Las Blackpink, un fenómeno de k-pop, actuaron el lunes en el Palau Sant Jordi (imagen de archivo).
29/11/2025
2 min

Esta semana la sala Paral·lel 62 acogió un concierto de K-pop que agotó mil quinientas entradas en un minuto. El K-pop es una música coreana muy bien producida, con espectaculares coreografías, vídeos atractivos, una presencia incólume de los cantantes en escena y que está en total sintonía con las series y películas coreanas. Este último concierto es un claro producto del soft power. El "poder blando" utiliza la cultura, en este caso la música, para proyectar a Corea del Sur como potencia estratégica clave del futuro internacional y como país totalmente diferenciado de Corea del Norte. Desde 1963, las dos Coreas han utilizado propaganda sonora como parte de su estrategia de guerra psicológica, y el K-pop ha sido el arma más letal últimamente, desde junio 2024, cuando Corea del Norte enviaba globos llenos de basura y Corea del Sur proyectaba K-pop por los altavoces. Y digo que ha sido la música más destructiva porque ha logrado que los jóvenes de Corea del Norte estén pirateando estas canciones adictivas y altamente exportables.

Está claro que el K-pop funciona como un mecanismo de soft power porqué articula una combinación muy calculada de estética, lengua e imaginario emocional que opera más allá de la política explícita. En el caso del tema Way back home de Shaun, uno de los cantantes que actuó en el concierto, este mecanismo se constata. La canción mantiene los versos en coreano, pero el estribillo es en inglés, lo que la convierte en el punto de anclaje emocional para audiencias globales. No es sólo una decisión lingüística, es una estrategia de diseño sonoro que maximiza la circulación internacional sin renunciar a su origen, funciona como artefacto musical y como vector de proyección simbólica, como promesa de modernidad, romanticismo estilizado y cosmopolitismo accesible. ¡Pura falacia! Detrás de todo este proyecto, los cantantes sufren explotación laboral, presión estética, negación de privacidad, problemas de salud mental (que llegan en algunos casos al suicidio) y un interés económico de las empresas de entretenimiento.

Este modelo encarna una lógica política que gira en torno a la capacidad de influir y seducir con formas culturales altamente consumibles que crean un ecosistema que trasciende el ámbito estrictamente musical. Way back home es un ejemplo paradigmático porque muestra hasta qué punto un tema sencillo actúa como dispositivo de adhesión afectiva global, haciendo que millones de oyentes y fans de todas partes entren en contacto con el coreano y los valores de Corea del Sur sin percibirlo como un acto de proyección e intereses políticos, aunque sí lo es.

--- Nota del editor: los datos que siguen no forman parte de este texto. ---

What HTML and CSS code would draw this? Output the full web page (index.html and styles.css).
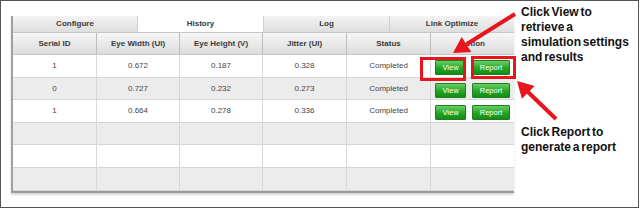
FILE: index.html
```html
<!DOCTYPE html>
<html>
<head>
<meta charset="utf-8">
<link rel="stylesheet" href="styles.css">
</head>
<body>
<div class="frame">
  <div class="panel">
    <div class="tabs">
      <div class="tab t1">Configure</div>
      <div class="tab t2 active">History</div>
      <div class="tab t3">Log</div>
      <div class="tab t4">Link Optimize</div>
    </div>
    <div class="grid head">
      <div class="cell">Serial ID</div>
      <div class="cell">Eye Width (UI)</div>
      <div class="cell">Eye Height (V)</div>
      <div class="cell">Jitter (UI)</div>
      <div class="cell">Status</div>
      <div class="cell last">Action</div>
    </div>
    <div class="grid row r23">
      <div class="cell">1</div>
      <div class="cell">0.672</div>
      <div class="cell">0.187</div>
      <div class="cell">0.328</div>
      <div class="cell">Completed</div>
      <div class="cell last act"><span class="btn view">View</span><span class="btn report">Report</span></div>
    </div>
    <div class="grid row r22 alt">
      <div class="cell">0</div>
      <div class="cell">0.727</div>
      <div class="cell">0.232</div>
      <div class="cell">0.273</div>
      <div class="cell">Completed</div>
      <div class="cell last act"><span class="btn view">View</span><span class="btn report">Report</span></div>
    </div>
    <div class="grid row r23">
      <div class="cell">1</div>
      <div class="cell">0.664</div>
      <div class="cell">0.278</div>
      <div class="cell">0.336</div>
      <div class="cell">Completed</div>
      <div class="cell last act"><span class="btn view">View</span><span class="btn report">Report</span></div>
    </div>
    <div class="grid row r22 alt">
      <div class="cell"></div><div class="cell"></div><div class="cell"></div><div class="cell"></div><div class="cell"></div><div class="cell last"></div>
    </div>
    <div class="grid row r23">
      <div class="cell"></div><div class="cell"></div><div class="cell"></div><div class="cell"></div><div class="cell"></div><div class="cell last"></div>
    </div>
    <div class="grid row r23 alt">
      <div class="cell"></div><div class="cell"></div><div class="cell"></div><div class="cell"></div><div class="cell"></div><div class="cell last"></div>
    </div>
  </div>
  <div class="notes">
    <p class="note">Click View to<br>retrieve a<br>simulation settings<br>and results</p>
    <p class="note note2">Click Report to<br>generate a report</p>
  </div>
  <svg class="overlay" width="639" height="208" viewBox="0 0 639 208">
    <rect x="421.5" y="58.5" width="43" height="21" fill="none" stroke="#e8151d" stroke-width="3"/>
    <rect x="472.5" y="57.5" width="42" height="20" fill="none" stroke="#e8151d" stroke-width="3"/>
    <line x1="515" y1="14" x2="467" y2="44" stroke="#e8151d" stroke-width="4"/>
    <polygon points="453,53 471.3,52.1 461.7,36.9" fill="#e8151d"/>
    <line x1="556" y1="119" x2="528" y2="92" stroke="#e8151d" stroke-width="4"/>
    <polygon points="517,81 534.7,85.9 521.9,98.7" fill="#e8151d"/>
  </svg>
</div>
</body>
</html>
```
FILE: styles.css
```css
html, body {
  margin: 0;
  padding: 0;
  background: #fff;
}
.frame {
  position: relative;
  width: 639px;
  height: 208px;
  box-sizing: border-box;
  border: 1px solid #555;
  display: flex;
  align-items: flex-start;
  padding-left: 10px;
  font-family: "Liberation Sans", Arial, sans-serif;
}
.panel {
  margin-top: 15px;
  width: 503px;
  box-sizing: border-box;
  border-left: 2px solid #a0a0a0;
  border-bottom: 2px solid #9a9a9a;
  box-shadow: 0 2px 2px #d8d8d8;
}
.tabs {
  display: flex;
  height: 16px;
}
.tab {
  box-sizing: border-box;
  height: 16px;
  line-height: 15px;
  text-align: center;
  font-size: 8px;
  font-weight: bold;
  color: #3a3a3a;
  background: linear-gradient(#f4f4f4, #dedede);
  border-right: 1px solid #cfcfcf;
}
.tab.active {
  background: #fff;
}
.t1 { width: 125px; }
.t2 { width: 126px; }
.t3 { width: 126px; }
.t4 { width: 124px; border-right: none; }
.grid {
  display: grid;
  grid-template-columns: 84px 83px 83px 84px 84px 83px;
  box-sizing: border-box;
}
.head {
  height: 23px;
  border-top: 1px solid #c8c8c8;
  border-bottom: 1px solid #c8c8c8;
  background: linear-gradient(#f7f7f7, #dcdcdc);
}
.head .cell {
  line-height: 21px;
  font-weight: bold;
  color: #3a3a3a;
  border-right: 1px solid #bdbdbd;
}
.cell {
  box-sizing: border-box;
  text-align: center;
  font-size: 8px;
  color: #444;
  border-right: 1px solid #d8d8d8;
}
.cell.last {
  border-right: none;
}
.row {
  background: #fff;
  border-bottom: 1px solid #d6d6d6;
}
.row.alt {
  background: #ececec;
}
.r23 { height: 23px; }
.r22 { height: 22px; }
.r23 .cell { line-height: 22px; }
.r22 .cell { line-height: 21px; }
.act {
  display: flex;
  align-items: center;
  justify-content: center;
  gap: 6px;
  padding-top: 3px;
}
.btn {
  display: block;
  box-sizing: border-box;
  height: 15px;
  line-height: 13px;
  font-size: 7.5px;
  color: #fff;
  text-align: center;
  background: linear-gradient(#66d066, #25a525 55%, #148c14);
  border: 1px solid #1f7d1f;
  border-radius: 1px;
}
.btn.view { width: 31px; }
.btn.report { width: 38px; }
.notes {
  margin-left: 7px;
  padding-top: 3.5px;
}
.note {
  margin: 0;
  font-size: 12px;
  line-height: 15px;
  font-weight: bold;
  color: #111;
  word-spacing: -1.5px;
  white-space: nowrap;
}
.note2 {
  margin-top: 60px;
}
.overlay {
  position: absolute;
  left: -1px;
  top: -1px;
  pointer-events: none;
}
```
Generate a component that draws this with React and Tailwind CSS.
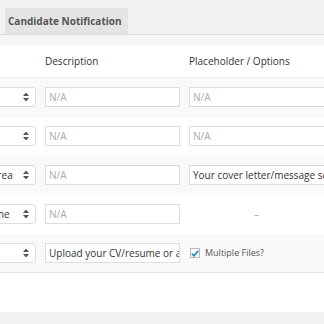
import React from "react";

function Arrows() {
  return (
    <svg width="6" height="9" viewBox="0 0 6 9" className="absolute right-[6px] top-1/2 -translate-y-1/2">
      <path d="M3 0 L6 3.5 L0 3.5 Z" fill="#555" />
      <path d="M3 9 L6 5.5 L0 5.5 Z" fill="#555" />
    </svg>
  );
}

function Select({ label }) {
  return (
    <div className="relative ml-[-38px] w-[74px] h-[20px] shrink-0 bg-white border border-[#ddd] rounded-[3px] flex items-center pl-[9px] text-[10px] text-[#333] overflow-hidden whitespace-nowrap">
      <span>{label}</span>
      <Arrows />
    </div>
  );
}

function Input({ value, placeholder, w }) {
  return (
    <div
      className={`${w} h-[20px] shrink-0 bg-white border border-[#ddd] flex items-center pl-[3px] text-[10px] overflow-hidden whitespace-nowrap`}
    >
      {value ? (
        <span className="text-[#333]">{value}</span>
      ) : (
        <span className="text-[#aaa]">{placeholder}</span>
      )}
    </div>
  );
}

export default function App() {
  const rows = [
    { sel: "Text", desc: null, ph: { placeholder: "N/A" } },
    { sel: "Text", desc: null, ph: { placeholder: "N/A" } },
    { sel: "Textarea", desc: null, ph: { value: "Your cover letter/message sent to the employer" } },
    { sel: "Resume", desc: null, dash: true },
    { sel: "File", desc: "Upload your CV/resume or any other relevant file", check: true },
  ];
  return (
    <div
      className="w-[324px] h-[324px] overflow-hidden bg-[#f1f1f1] flex flex-col"
      style={{ fontFamily: "'Open Sans', 'Liberation Sans', sans-serif" }}
    >
      <div className="h-[34px] pt-[8px] pl-[5px] flex shrink-0">
        <div className="w-[123px] h-[26px] bg-[#e4e4e4] flex items-center pl-[3px] text-[10px] font-bold text-[#555] whitespace-nowrap">
          Candidate Notification
        </div>
      </div>
      <div className="h-[11px] shrink-0 bg-[#f6f6f6] border-t border-[#dcdcdc]" />
      <div className="bg-white flex flex-col shrink-0">
        <div className="h-[33px] flex items-center border-b border-[#ececec] text-[10px] text-[#333]">
          <div className="w-[45px] shrink-0" />
          <div className="w-[144px] shrink-0">Description</div>
          <div>Placeholder / Options</div>
        </div>
        {rows.map((r, i) => (
          <div
            key={i}
            className={`h-[39px] flex items-start pt-[9px] gap-[9px] ${i % 2 === 0 ? "bg-[#f9f9f9]" : "bg-white"} ${i === 4 ? "border-b border-[#e1e1e1]" : ""}`}
          >
            <Select label={r.sel} />
            {r.desc ? (
              <Input value={r.desc} w="w-[135px]" />
            ) : (
              <Input placeholder="N/A" w="w-[135px]" />
            )}
            {r.ph && <Input {...r.ph} w="w-[200px]" />}
            {r.dash && (
              <div className="w-[135px] h-[20px] flex items-center justify-center text-[10px] text-[#aaa]">–</div>
            )}
            {r.check && (
              <div className="h-[20px] flex items-center gap-[5px] pl-[1px]">
                <div className="w-[10px] h-[10px] shrink-0 bg-white border border-[#b4b9be] flex items-center justify-center">
                  <svg width="8" height="7" viewBox="0 0 8 7">
                    <path d="M0.8 3.6 L3 5.8 L7.2 0.8" stroke="#1e8cbe" strokeWidth="1.7" fill="none" />
                  </svg>
                </div>
                <span className="text-[9px] text-[#555] whitespace-nowrap">Multiple Files?</span>
              </div>
            )}
          </div>
        ))}
        <div className="h-[39px]" />
      </div>
      <div className="flex-1 bg-[#f1f1f1]" />
    </div>
  );
}
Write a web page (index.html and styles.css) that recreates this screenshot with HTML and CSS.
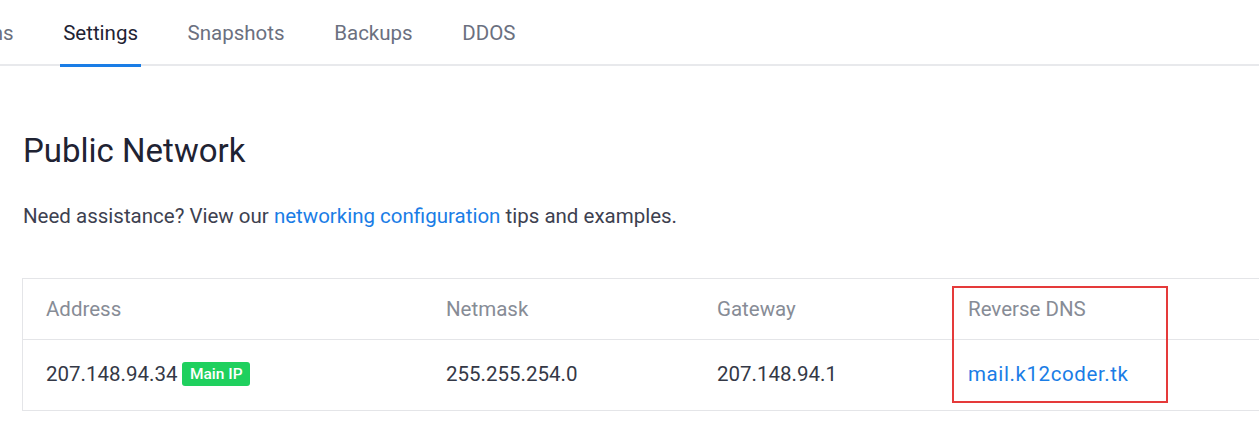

Desde una mirada crítica, es necesario advertir que este éxito no es espontáneo, sino que responde a una infraestructura institucional que ha aprendido a modular el producto cultural para hacerlo eficiente en mercados altamente competitivos. El riesgo, de no matizarse, es confundir la potencia emocional de la música con neutralidad cultural, aunque en realidad forma parte de una diplomacia cultural sofisticada y altamente dirigida. Sin embargo, desde un punto de vista analítico es precisamente esta tensión entre la autenticidad aparente y la ingeniería industrial lo que hace que las canciones de K-pop sean útiles para entender cómo se ejerce hoy la influencia internacional mediante la música.